There was some progress Thursday after Secretary of State Hillary Clinton made clear the U.S.'s support for some $100 billion in long-term climate finance for the developing world. That seemed to sway some developing nations, including Indonesia and Brazil, which stand to benefit significantly from any climate aid linked to deforestation. And though U.S. demands for transparency from developing nations on their climate action had been a sticking point for China, Beijing finally began to show some flexibility on the issue, with a possible willingness to accept some international monitoring. "You could see some progress being made there," said Jake Schmidt, the international-climate-policy director of the Natural Resources Defense Council.

But observers and delegates say many of the poorest nations — led by Sudan, whose U.N. ambassador, Lumumba Stanislaus Di-Aping, heads the G-77 negotiating bloc — are still holding up the talks over procedural issues. They insist that developed nations need to make far deeper emissions-reduction pledges than they have so far — the U.S. is offering to make cuts in the range of 17% below 2005 levels by 2020 — and need to beef up climate finance to the developing world. Since the U.N. climate talks work on a consensus basis, any country, no matter how small, can bring the negotiations to a virtual standstill. As a result, diplomats lost precious time during the week, and instead of signing off on a near finished agreement Friday, world leaders are being asked to actually negotiate upon their arrival in Copenhagen. "[Developing nations] want more developed-nation ambitions, more developed-nation aid," says Melinda Kimble, senior vice president of the U.N. Foundation, which has been observing the talks. "It might be worked out, but fewer and fewer people feel that way."

That leaves Obama and other world leaders to try to save the day. But the President is limited in what he can do — the White House has been very clear that he won't offer emissions cuts deeper than those in the range of the cap-and-trade bills now in front of Congress, and long-term climate finance is already on the table. His presence should help convince the doubtful that the U.S. is committed to cutting emissions — there's still a lot of mistrust left over from former President George W. Bush's time in office — but those who expect a miracle will be disappointed. "We're not going there for the sake of something that's called an agreement," White House spokesman Robert Gibbs said on Thursday. "Coming back with an empty agreement would be far worse than coming back empty-handed."

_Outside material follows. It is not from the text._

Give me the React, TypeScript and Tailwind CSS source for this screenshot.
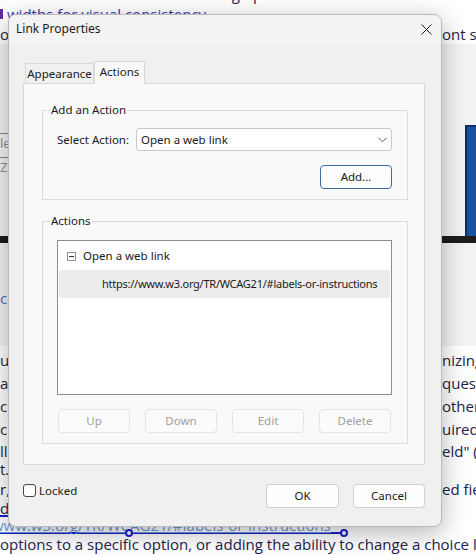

There may be hope that the U.S. and China could reach an agreement on transparency, however — in a speech preceding Obama's talk, Chinese Premier Wen spoke about improving the methods for releasing the country's emissions-reduction record, "increasing transparency and actively engaging in international information exchange." That sounds close to the magic words of "measurable, verifiable and reportable" that the U.S. has long demanded of major developing nations.

But both Wen and Brazilian President Luiz Inácio Lula da Silva, who followed him at the podium, also emphasized the importance of raising their people out of poverty and adhering to the "common but differentiated responsibilities" of the Kyoto Protocol, which gave developing nations a pass on mandatory climate actions. At the same time, Obama offered no new concessions from the U.S., at least not in his speech, and seemed mostly intent on simply getting something down on paper, and soon. "We were hoping for some movement from the President," said Bill McKibben, an environmental writer and the leader of the green group 350.org. "Instead, his response was, Take it or leave it."

That's exactly the offer world leaders and diplomats might face Friday in Copenhagen as they struggle to make up for lost time and produce an agreement before the climate talks end. Expectations for Copenhagen had already been lowered before the summit began, but right now they're dropping even further. Copenhagen was meant to save the world, but its final legacy could be the death of the U.N. climate process as we know it. "These environmental discussions have taken place for almost two decades, and we have very little to show for it other than the increased acceleration of the climate-change phenomenon," Obama said in his conclusion. "The time for talk is over." True enough, but it remains to be seen whether real action will follow.